**Work to be completed:**
Return the lines from the one with "Clone this screenshot in React, TypeScript" through the one with "const widths = [108, 124, 140, 142, 160, 83];", exactly as they appear and with no pictures.
::: Entries shown :::
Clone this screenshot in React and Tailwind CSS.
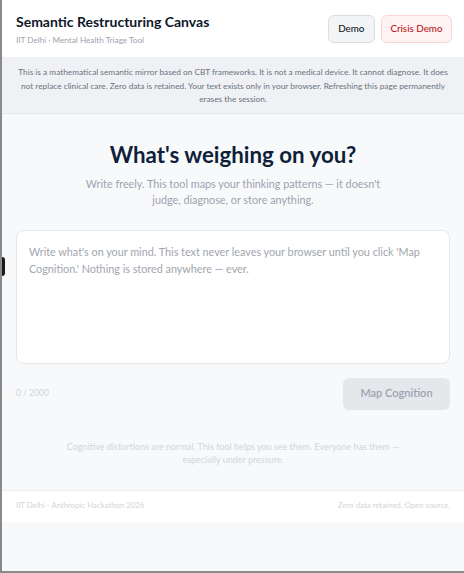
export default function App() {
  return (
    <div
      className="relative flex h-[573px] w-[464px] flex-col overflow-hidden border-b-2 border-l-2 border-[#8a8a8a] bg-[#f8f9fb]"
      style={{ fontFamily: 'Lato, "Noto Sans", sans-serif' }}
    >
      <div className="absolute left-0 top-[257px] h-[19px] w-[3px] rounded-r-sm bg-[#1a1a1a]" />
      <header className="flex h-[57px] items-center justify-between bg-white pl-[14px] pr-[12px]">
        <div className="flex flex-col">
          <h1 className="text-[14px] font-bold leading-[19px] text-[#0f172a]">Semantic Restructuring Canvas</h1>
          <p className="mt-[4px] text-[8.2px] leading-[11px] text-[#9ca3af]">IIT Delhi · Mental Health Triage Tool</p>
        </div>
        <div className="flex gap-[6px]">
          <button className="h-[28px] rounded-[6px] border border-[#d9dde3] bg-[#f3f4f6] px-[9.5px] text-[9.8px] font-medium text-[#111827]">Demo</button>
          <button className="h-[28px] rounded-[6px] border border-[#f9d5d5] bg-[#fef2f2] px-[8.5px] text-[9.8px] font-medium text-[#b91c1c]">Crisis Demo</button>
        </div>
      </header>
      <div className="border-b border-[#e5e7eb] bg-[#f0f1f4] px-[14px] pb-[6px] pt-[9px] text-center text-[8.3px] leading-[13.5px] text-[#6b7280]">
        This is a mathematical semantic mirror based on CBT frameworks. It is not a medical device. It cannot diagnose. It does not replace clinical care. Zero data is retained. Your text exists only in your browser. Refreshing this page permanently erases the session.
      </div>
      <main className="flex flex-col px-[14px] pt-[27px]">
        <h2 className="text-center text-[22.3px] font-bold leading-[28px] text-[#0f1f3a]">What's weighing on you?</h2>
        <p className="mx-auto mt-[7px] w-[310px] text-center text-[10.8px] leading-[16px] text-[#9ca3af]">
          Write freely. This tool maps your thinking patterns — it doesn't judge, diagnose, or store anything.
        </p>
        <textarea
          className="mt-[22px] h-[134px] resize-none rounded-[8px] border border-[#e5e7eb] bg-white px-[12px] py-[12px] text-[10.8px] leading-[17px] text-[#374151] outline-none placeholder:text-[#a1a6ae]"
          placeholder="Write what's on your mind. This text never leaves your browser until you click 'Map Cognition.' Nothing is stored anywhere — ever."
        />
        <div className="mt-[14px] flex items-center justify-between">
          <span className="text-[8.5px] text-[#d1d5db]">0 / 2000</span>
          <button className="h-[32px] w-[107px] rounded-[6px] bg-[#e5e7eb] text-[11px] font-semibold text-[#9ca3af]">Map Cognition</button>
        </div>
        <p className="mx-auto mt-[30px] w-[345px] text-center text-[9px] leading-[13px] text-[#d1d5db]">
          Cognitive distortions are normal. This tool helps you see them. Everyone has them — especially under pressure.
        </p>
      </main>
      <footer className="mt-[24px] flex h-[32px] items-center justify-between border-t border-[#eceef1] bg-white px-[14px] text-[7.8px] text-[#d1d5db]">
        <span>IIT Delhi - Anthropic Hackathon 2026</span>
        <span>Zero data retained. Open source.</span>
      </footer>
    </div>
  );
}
:::
::: Entries shown :::
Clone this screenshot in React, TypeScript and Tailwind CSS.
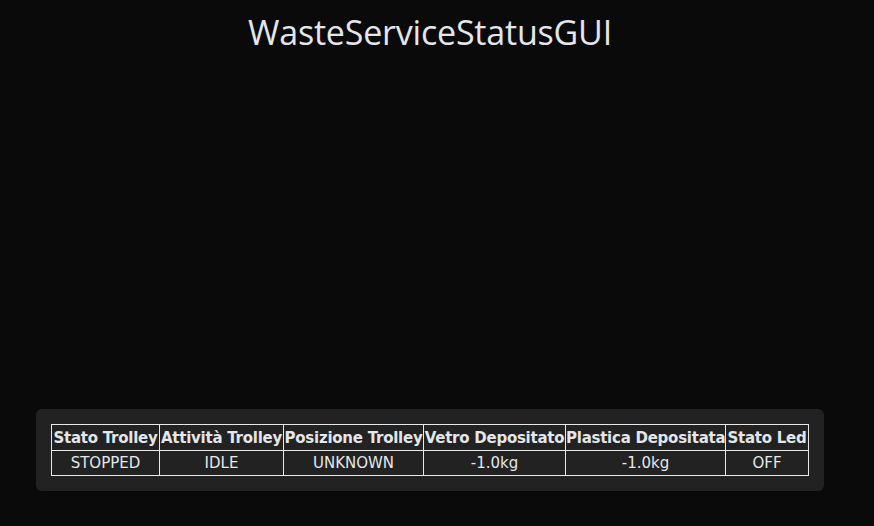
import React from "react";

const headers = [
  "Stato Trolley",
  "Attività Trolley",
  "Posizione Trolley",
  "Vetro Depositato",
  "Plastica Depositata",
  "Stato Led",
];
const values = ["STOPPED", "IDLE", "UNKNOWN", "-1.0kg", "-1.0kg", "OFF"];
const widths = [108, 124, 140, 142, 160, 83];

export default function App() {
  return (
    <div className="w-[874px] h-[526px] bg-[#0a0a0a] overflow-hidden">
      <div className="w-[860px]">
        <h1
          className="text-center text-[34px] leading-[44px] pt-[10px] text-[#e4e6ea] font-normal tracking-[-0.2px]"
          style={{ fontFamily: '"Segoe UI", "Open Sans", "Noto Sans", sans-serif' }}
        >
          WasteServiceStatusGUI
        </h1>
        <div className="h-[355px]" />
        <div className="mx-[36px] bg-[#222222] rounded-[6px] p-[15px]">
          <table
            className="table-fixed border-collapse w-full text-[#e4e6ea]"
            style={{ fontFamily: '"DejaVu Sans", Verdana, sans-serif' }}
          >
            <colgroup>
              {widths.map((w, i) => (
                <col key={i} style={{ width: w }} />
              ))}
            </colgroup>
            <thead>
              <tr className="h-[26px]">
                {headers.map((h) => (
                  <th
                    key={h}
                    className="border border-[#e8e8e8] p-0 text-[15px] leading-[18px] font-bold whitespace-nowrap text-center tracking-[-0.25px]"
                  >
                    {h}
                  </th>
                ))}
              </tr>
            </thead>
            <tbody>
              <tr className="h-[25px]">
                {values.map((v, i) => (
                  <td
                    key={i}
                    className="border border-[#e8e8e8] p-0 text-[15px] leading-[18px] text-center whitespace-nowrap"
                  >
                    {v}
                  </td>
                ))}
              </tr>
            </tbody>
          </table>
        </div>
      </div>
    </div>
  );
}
:::
::: Entries shown :::
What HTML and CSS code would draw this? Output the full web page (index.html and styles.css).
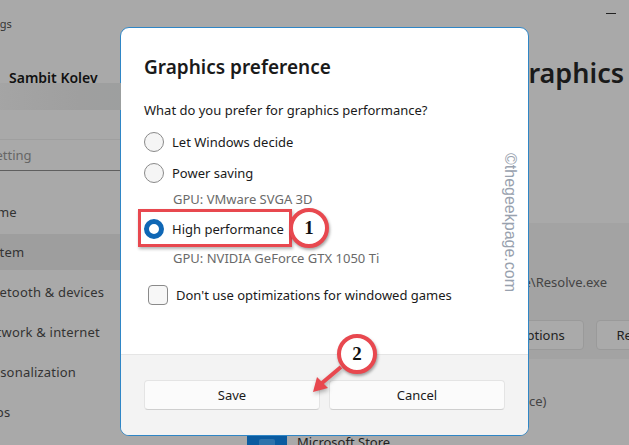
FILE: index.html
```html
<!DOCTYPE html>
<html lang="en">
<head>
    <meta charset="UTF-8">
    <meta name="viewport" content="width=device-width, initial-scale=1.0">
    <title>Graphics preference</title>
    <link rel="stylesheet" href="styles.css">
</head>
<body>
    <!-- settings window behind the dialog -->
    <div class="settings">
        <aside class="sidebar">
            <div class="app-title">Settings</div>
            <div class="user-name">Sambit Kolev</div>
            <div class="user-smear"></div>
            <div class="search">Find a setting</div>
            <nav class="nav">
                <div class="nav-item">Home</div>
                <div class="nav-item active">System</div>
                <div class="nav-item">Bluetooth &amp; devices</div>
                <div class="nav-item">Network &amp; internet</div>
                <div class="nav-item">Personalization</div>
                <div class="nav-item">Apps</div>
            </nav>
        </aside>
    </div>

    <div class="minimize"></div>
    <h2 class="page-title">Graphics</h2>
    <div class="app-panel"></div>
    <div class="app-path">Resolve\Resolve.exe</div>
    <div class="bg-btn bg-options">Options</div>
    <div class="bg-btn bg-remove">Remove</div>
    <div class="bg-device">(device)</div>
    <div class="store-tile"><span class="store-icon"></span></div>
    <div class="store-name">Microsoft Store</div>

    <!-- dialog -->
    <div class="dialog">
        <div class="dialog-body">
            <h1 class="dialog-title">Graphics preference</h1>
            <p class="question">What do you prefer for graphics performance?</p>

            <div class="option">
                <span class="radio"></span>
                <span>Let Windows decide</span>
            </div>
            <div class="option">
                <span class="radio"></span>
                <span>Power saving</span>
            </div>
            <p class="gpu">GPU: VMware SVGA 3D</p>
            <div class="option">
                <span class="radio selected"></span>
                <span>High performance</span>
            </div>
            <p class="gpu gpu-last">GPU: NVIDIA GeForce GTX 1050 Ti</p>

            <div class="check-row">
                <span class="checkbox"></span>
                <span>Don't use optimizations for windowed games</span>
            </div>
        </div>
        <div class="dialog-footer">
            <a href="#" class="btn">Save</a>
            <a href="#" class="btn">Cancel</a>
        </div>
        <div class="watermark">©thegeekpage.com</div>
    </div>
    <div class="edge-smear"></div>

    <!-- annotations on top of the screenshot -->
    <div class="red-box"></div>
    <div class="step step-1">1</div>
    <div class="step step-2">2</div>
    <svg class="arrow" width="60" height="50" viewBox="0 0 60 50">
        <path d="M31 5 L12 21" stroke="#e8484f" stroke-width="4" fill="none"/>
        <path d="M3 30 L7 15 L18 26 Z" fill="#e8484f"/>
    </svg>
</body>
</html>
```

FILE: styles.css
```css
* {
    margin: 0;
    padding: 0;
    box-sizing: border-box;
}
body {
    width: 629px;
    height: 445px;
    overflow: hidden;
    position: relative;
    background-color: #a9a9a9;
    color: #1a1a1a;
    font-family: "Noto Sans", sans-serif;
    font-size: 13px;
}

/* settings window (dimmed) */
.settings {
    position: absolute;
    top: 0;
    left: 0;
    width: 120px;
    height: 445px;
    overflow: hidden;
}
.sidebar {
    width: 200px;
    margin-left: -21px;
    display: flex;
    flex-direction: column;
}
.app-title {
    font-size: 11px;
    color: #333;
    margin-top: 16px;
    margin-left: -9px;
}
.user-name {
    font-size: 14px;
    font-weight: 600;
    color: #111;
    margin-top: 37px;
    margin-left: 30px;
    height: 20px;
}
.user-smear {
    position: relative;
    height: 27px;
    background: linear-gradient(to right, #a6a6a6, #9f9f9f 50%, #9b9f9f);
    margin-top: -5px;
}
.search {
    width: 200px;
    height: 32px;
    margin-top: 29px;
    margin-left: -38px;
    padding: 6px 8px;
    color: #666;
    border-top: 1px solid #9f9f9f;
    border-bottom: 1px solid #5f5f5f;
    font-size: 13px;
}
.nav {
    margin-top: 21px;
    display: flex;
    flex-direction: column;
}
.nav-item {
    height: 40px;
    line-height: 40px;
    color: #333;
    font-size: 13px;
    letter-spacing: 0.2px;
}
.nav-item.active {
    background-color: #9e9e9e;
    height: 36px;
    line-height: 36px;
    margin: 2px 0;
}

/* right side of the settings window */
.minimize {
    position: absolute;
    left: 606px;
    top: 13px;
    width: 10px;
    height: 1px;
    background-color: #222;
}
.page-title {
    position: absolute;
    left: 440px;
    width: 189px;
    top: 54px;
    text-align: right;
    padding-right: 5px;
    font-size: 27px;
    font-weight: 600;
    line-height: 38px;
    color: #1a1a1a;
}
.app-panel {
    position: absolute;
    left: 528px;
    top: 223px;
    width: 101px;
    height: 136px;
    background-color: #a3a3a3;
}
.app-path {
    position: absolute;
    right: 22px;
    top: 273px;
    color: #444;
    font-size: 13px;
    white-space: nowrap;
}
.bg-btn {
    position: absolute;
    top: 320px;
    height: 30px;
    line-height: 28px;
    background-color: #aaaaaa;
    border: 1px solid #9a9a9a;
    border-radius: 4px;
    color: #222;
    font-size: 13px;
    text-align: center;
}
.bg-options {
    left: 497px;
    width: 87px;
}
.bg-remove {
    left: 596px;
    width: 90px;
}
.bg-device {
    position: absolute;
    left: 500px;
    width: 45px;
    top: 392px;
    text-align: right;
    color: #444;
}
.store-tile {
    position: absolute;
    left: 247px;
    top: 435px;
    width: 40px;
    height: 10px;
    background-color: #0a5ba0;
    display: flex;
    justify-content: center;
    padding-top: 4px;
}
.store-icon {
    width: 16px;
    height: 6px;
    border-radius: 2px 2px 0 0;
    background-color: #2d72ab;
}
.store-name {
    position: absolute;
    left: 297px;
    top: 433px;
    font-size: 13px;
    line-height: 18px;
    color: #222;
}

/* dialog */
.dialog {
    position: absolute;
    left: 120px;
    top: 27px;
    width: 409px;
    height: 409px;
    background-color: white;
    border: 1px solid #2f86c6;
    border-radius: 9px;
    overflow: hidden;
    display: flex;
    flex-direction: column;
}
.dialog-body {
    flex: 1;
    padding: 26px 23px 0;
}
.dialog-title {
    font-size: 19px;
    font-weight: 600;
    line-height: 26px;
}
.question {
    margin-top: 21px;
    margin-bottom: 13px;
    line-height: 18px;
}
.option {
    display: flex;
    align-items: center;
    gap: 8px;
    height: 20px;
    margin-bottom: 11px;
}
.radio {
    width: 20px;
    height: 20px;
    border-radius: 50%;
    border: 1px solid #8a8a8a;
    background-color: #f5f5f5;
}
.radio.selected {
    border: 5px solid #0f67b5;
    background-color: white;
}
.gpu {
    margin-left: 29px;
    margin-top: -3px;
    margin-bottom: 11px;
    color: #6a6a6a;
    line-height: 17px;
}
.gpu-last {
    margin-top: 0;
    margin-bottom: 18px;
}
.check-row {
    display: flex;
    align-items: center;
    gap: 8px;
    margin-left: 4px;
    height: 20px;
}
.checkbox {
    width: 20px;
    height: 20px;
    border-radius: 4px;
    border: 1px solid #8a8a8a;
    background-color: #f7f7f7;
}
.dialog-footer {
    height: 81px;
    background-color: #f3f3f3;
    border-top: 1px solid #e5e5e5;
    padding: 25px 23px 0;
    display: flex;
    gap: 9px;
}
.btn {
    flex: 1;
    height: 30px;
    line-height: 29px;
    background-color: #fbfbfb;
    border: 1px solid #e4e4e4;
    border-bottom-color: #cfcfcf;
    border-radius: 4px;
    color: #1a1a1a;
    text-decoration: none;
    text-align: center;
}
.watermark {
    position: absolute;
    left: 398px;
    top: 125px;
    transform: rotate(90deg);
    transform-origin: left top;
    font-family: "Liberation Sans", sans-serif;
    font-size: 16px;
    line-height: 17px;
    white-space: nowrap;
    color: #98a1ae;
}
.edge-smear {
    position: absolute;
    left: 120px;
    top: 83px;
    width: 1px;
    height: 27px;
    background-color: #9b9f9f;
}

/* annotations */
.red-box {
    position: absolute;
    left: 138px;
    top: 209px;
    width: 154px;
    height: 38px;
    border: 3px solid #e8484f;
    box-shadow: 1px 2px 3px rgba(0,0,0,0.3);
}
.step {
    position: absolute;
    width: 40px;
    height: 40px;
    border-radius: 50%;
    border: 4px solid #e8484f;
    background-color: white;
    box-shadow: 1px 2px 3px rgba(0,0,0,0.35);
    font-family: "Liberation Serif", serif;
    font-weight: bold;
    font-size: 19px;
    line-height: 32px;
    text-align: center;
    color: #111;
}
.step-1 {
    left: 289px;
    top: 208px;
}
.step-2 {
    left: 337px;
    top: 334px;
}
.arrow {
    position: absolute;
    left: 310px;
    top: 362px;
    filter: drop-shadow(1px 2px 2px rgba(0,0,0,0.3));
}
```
:::
**Written answer:**
Clone this screenshot in React, TypeScript and Tailwind CSS.
import React from "react";

const headers = [
  "Stato Trolley",
  "Attività Trolley",
  "Posizione Trolley",
  "Vetro Depositato",
  "Plastica Depositata",
  "Stato Led",
];
const values = ["STOPPED", "IDLE", "UNKNOWN", "-1.0kg", "-1.0kg", "OFF"];
const widths = [108, 124, 140, 142, 160, 83];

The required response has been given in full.